Most media have missed the most important aspect of Rep. Cynthia McKinney's alleged assault on a Capitol policeman.
However this plays out legally, and whatever McKinney, D-Ga., may have belatedly offered by way of an apology, she will probably lose her re-election bid this November.
"What?" I can hear the incredulous cry from Washington's expert observers.
"That's insane," they're saying. "She has a heavily weighted African-American district that votes overwhelmingly Democratic!"
True, but let's not forget that she also lost a re-election race in 2002 for similar -- but ultimately less serious -- reasons.
Back then, InsiderAdvantage released a poll that suggested McKinney would lose to a little-known local judge by the name of Denise Majette.
The poll, which came out well before that Democratic primary contest, was doubted by the most seasoned of national and state political experts. But it was correct.
Here's what happened in 2002, and how something like a refrain of that story will probably play out again this year.
In 2002, McKinney made post-9/11 comments that irritated many otherwise liberal Democrats in her district, black and white.

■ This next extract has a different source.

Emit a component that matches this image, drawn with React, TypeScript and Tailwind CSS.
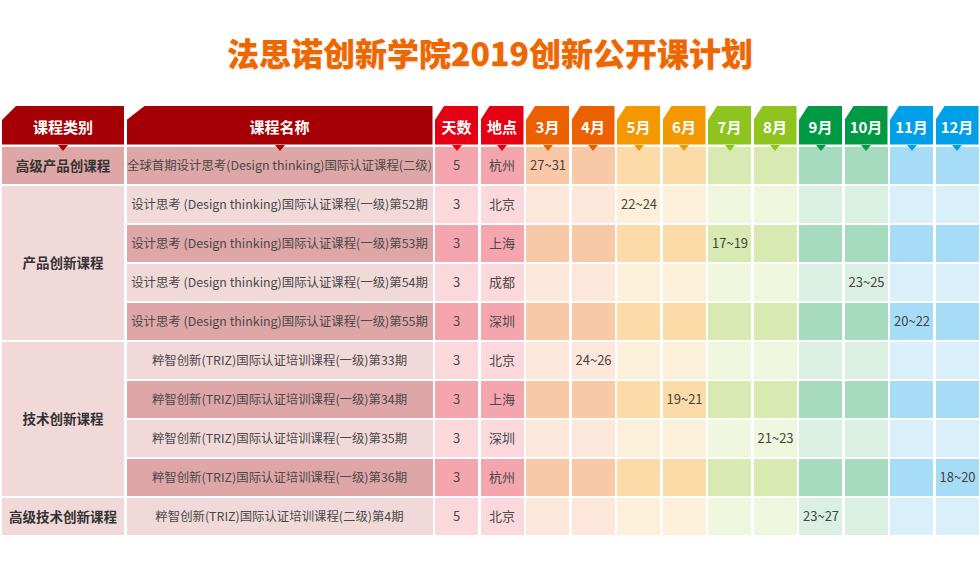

She said more or less that President George W. Bush had known the terrorist attacks would happen before they did.
Her ties to the Islamic community, including significant campaign donations from Islamic business leaders, only heightened concerns about her.
It helped Majette in her upset bid that she was an appealing candidate, and African American herself. It was easier for her than it would have been for many others to peel away a certain fragment of the congressional district's black voters from McKinney.
Critically, our early poll indicated a coming crossover vote: Independents and even some Republicans who lived in the northernmost (read: whitest) sections of the district had decided to forego voting in the GOP primary for governor and instead vote in the Democratic primary. Their motive was to defeat Cynthia McKinney, and they did.
For some inexplicable reason, Majette served only one term in Congress before trying a run for U.S. Senate. She lost badly to one of the state's Republican stars, Johnny Isakson.
Make no mistake, McKinney will be up against the same election dynamics when the Georgia Democratic primary is held this summer. It's likely -- though not yet official -- that another appealing black candidate, a county commissioner from the heart of the district, is set to oppose her.
Independent and Republican voters in this district will have few temptations to "stay home" and vote in the GOP primary.